I'd prefer to look on the brighter side of a jobless society (more time to indulge in what should truly interest us if we didn't have to scrap for survival). But to index the Yellow Brick Road's darker cousins...

(Sep 19, 2017 04:20 PM)Zinjanthropos Wrote: My question is.... how will the game players, those that the future deems useless and unemployable, evolve as time marches on?  I'm thinking of conflict, murder & mayhem.

The superficial assessment of the Z-generation being more psychologically vulnerable, over-sensitive, idealistic, socially timid and isolated (in the physical if not the social media sense), and their escaping further into a nerdish, celibate life of computer games.... Suggests the route of us gradually deteriorating(?) into something akin to the Eloi. With perhaps our ever-evolving smart machines replacing the role of the Morlocks.

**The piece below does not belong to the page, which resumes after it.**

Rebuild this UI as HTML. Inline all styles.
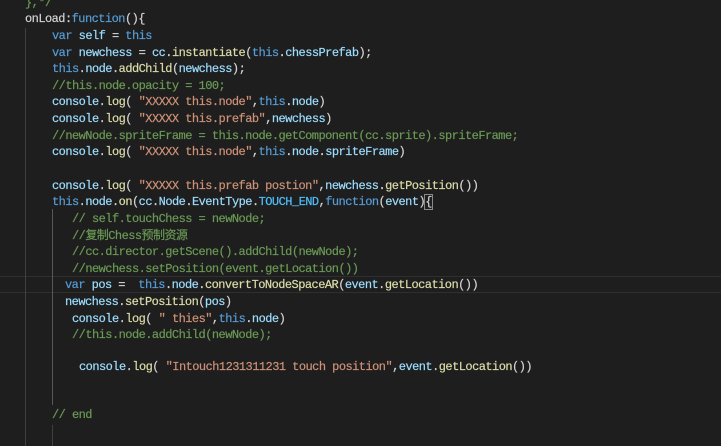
<!DOCTYPE html>
<html><head><meta charset="utf-8"><style>
html,body{margin:0;padding:0;background:#1e1e1e;width:721px;height:446px;overflow:hidden}
.l{position:absolute;white-space:pre;font-family:"Liberation Mono","Noto Sans CJK SC",monospace;font-size:12px;letter-spacing:-0.54px;line-height:16px;color:#d4d4d4;-webkit-text-stroke:0.2px}
.k{color:#569cd6}.v{color:#9cdcfe}.f{color:#dcdcaa}.s{color:#ce9178}.c{color:#6a9955}.e{color:#4fc1ff}
.g{position:absolute;width:1px;background:#404040}
.hl{position:absolute;left:0;width:721px;top:276px;height:15px;border-top:1px solid #2f2f2f;border-bottom:1px solid #2f2f2f}
</style></head><body>
<div class="hl"></div>
<div class="g" style="left:25px;top:28px;height:418px"></div>
<div class="g" style="left:52px;top:209px;height:196px;background:#585858"></div>
<div class="g" style="left:52px;top:425px;height:21px"></div>
<div class="l c" style="left:25px;top:-5px">},*/</div>
<div class="l" style="left:25px;top:11px">onLoad:<span class="k">function</span>(){</div>
<div class="l" style="left:52px;top:28px"><span class="k">var</span> <span class="v">self</span> = <span class="k">this</span></div>
<div class="l" style="left:52px;top:45px"><span class="k">var</span> <span class="v">newchess</span> = <span class="v">cc</span>.<span class="f">instantiate</span>(<span class="k">this</span>.<span class="v">chessPrefab</span>);</div>
<div class="l" style="left:52px;top:61px"><span class="k">this</span>.<span class="v">node</span>.<span class="f">addChild</span>(<span class="v">newchess</span>);</div>
<div class="l c" style="left:52px;top:78px">//this.node.opacity = 100;</div>
<div class="l" style="left:52px;top:94px"><span class="v">console</span>.<span class="f">log</span>( <span class="s">"XXXXX this.node"</span>,<span class="k">this</span>.<span class="v">node</span>)</div>
<div class="l" style="left:52px;top:111px"><span class="v">console</span>.<span class="f">log</span>( <span class="s">"XXXXX this.prefab"</span>,<span class="v">newchess</span>)</div>
<div class="l c" style="left:52px;top:128px">//newNode.spriteFrame = this.node.getComponent(cc.sprite).spriteFrame;</div>
<div class="l" style="left:52px;top:144px"><span class="v">console</span>.<span class="f">log</span>( <span class="s">"XXXXX this.node"</span>,<span class="k">this</span>.<span class="v">node</span>.<span class="v">spriteFrame</span>)</div>
<div class="l" style="left:52px;top:178px"><span class="v">console</span>.<span class="f">log</span>( <span class="s">"XXXXX this.prefab postion"</span>,<span class="v">newchess</span>.<span class="f">getPosition</span>())</div>
<div class="l" style="left:52px;top:194px"><span class="k">this</span>.<span class="v">node</span>.<span class="f">on</span>(<span class="v">cc</span>.<span class="v">Node</span>.<span class="v">EventType</span>.<span class="e">TOUCH_END</span>,<span class="k">function</span>(<span class="v">event</span>)<span style="outline:1px solid #888">{</span></div>
<div class="l c" style="left:72px;top:211px">// self.touchChess = newNode;</div>
<div class="l c" style="left:72px;top:228px">//复制Chess预制资源</div>
<div class="l c" style="left:72px;top:244px">//cc.director.getScene().addChild(newNode);</div>
<div class="l c" style="left:72px;top:261px">//newchess.setPosition(event.getLocation())</div>
<div class="l" style="left:65px;top:277px"><span class="k">var</span> <span class="v">pos</span> =  <span class="k">this</span>.<span class="v">node</span>.<span class="f">convertToNodeSpaceAR</span>(<span class="v">event</span>.<span class="f">getLocation</span>())</div>
<div class="l" style="left:65px;top:294px"><span class="v">newchess</span>.<span class="f">setPosition</span>(<span class="v">pos</span>)</div>
<div class="l" style="left:72px;top:311px"><span class="v">console</span>.<span class="f">log</span>( <span class="s">" thies"</span>,<span class="k">this</span>.<span class="v">node</span>)</div>
<div class="l c" style="left:72px;top:327px">//this.node.addChild(newNode);</div>
<div class="l" style="left:79px;top:359px"><span class="v">console</span>.<span class="f">log</span>( <span class="s">"Intouch1231311231 touch position"</span>,<span class="v">event</span>.<span class="f">getLocation</span>())</div>
<div class="l c" style="left:52px;top:407px">// end</div>
</body></html>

However, to explore another familiar, banal or supposedly less far-fetched option for doomsaying:

If the majority of people remained employable, the trend should continue of career-first women contraceptively asserting themselves and avoiding being baby-machines for sexually nomadic, paternally irresponsible men and those pressuring parents who want to become grandparents. But the introduction and huge swell of an otiose class and its potential "Jerry Springer guest" oriented consumption of idle time could reverse direction to atavistic urban-hillbilly and Charles Manson cult drug and orgy lifestyles.

From a practical standpoint of reducing this upcoming, long-term "daycare for adults" and not kicking the can of its consequences further down the road until an eventual dominating AI harshly remedies the matter... A member of the useless class shouldn't qualify for universal basic income unless they agree to be reproductively neutralized after having one child. So as to reduce future dependence and yet more increased population drain on resources and abuse of the planet.

But instead, of course, there will still be an elite "plantation owners" mentality in place (being re-elected gets priority). With it condescendingly indulging its "sharecropper" tenants in whatever way gives the latter false self-esteem, appeased demeanor, and loyalty to a party. "Feel-good, taking care of the moment" governance in place of tough decision-making that impedes the ever-increasing hordes of the jobless caste of humans.